Finding Leadership Worthy of the White House
In our personal lives, we look relentlessly for others in whom we can put our trust. We do not compromise. A father does not see a daycare manager selling drugs out the backdoor and proceed to sign his kid up for care anyway. A man does not continually attempt friendship with a noted backstabber. Yet when it comes to our elections, we’re more than willing to let any number of personal and professional failings slide.
The numerous challenges our country faces today requires leadership that is worthy of the White House. Worthy of that 200 year history that started with George Washington. Unfortunately, we’re all too often willing to settle for men who couldn’t lace Washington’s boots. Men who espouse ideologies that would have been rejected as idiocy (if not blasphemy) only a short time ago. Men like Barack Obama.

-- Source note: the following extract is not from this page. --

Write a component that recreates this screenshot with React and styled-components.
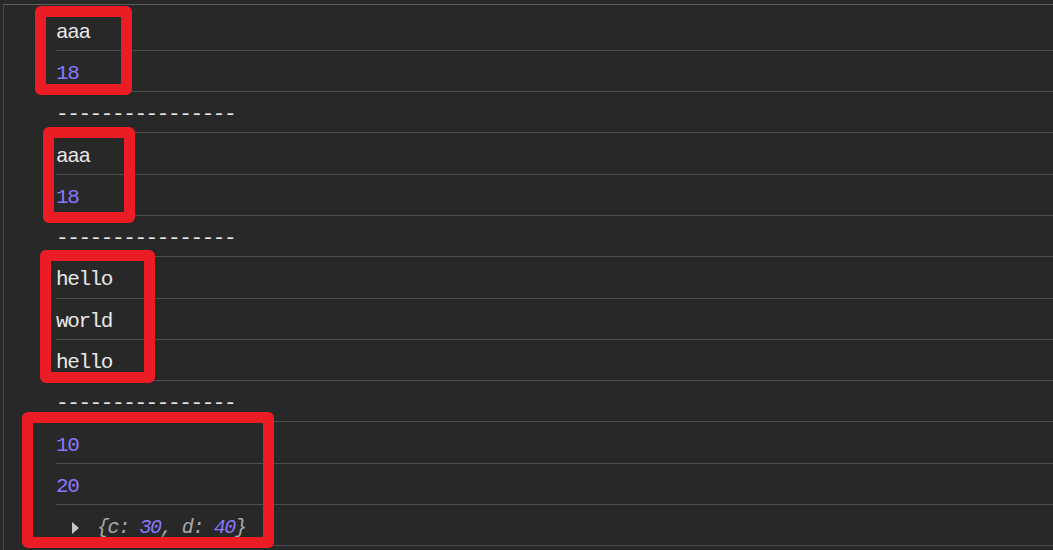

But this isn’t meant as an attack on the current administration, although it deserves every bit of scorn it receives. Republicans have been just as lax when it comes to choosing their representatives. We’re just as apt to overlook personal failings, scattershot voting records, and hypocritical beliefs as long as the candidate has the right look. As long as they say all the right things. We’re just as willing to be talked down to.
The Diamond in the Rough
With 2016 just around the corner, it’s time for us to decide what we want to see in our next mainstream candidate. Who do we trust to hold the torch for conservatism? I think we should start by finding someone who will start treating the American people as the adults that they are. Someone who will dispense with at least some of the trite rhetoric in favor of original ideas that jibe with conservative values.
To his credit, Obama has been willing – on occasion – to address the complexities of politics. While that doesn’t excuse him of his many failings – many of which are at the ideological level – it is a feather in his cap. It’s one shared by New Jersey governor Chris Christie, Texas Senator Ted Cruz, and Kentucky Senator Rand Paul. These three men, though they differ (sometimes significantly) in their approaches, bring a refreshing dose of unambiguous accountability to their speeches. That’s certainly one area where they far outshine the current president.
We need someone who recognizes where America went wrong. We need a candidate who understands that the federal government cannot continue to grow unabated. Someone who knows it will take more than superficial spending cuts to put us back on the right track. Someone who realizes that supply-side economics is not the “spectacular failure” certain Democratic candidates think that it is.
More than anything, we need trust. We need a candidate who will trust the American people and who can be trusted himself. It’s a rare quality to find in a politician, but I don’t believe we should settle for anything less. If we were to run such a man against Hillary Clinton, we could have a White House free of unrestrained liberalism for the first time in nearly a decade. If that doesn’t make the search worth it, I don’t know what would.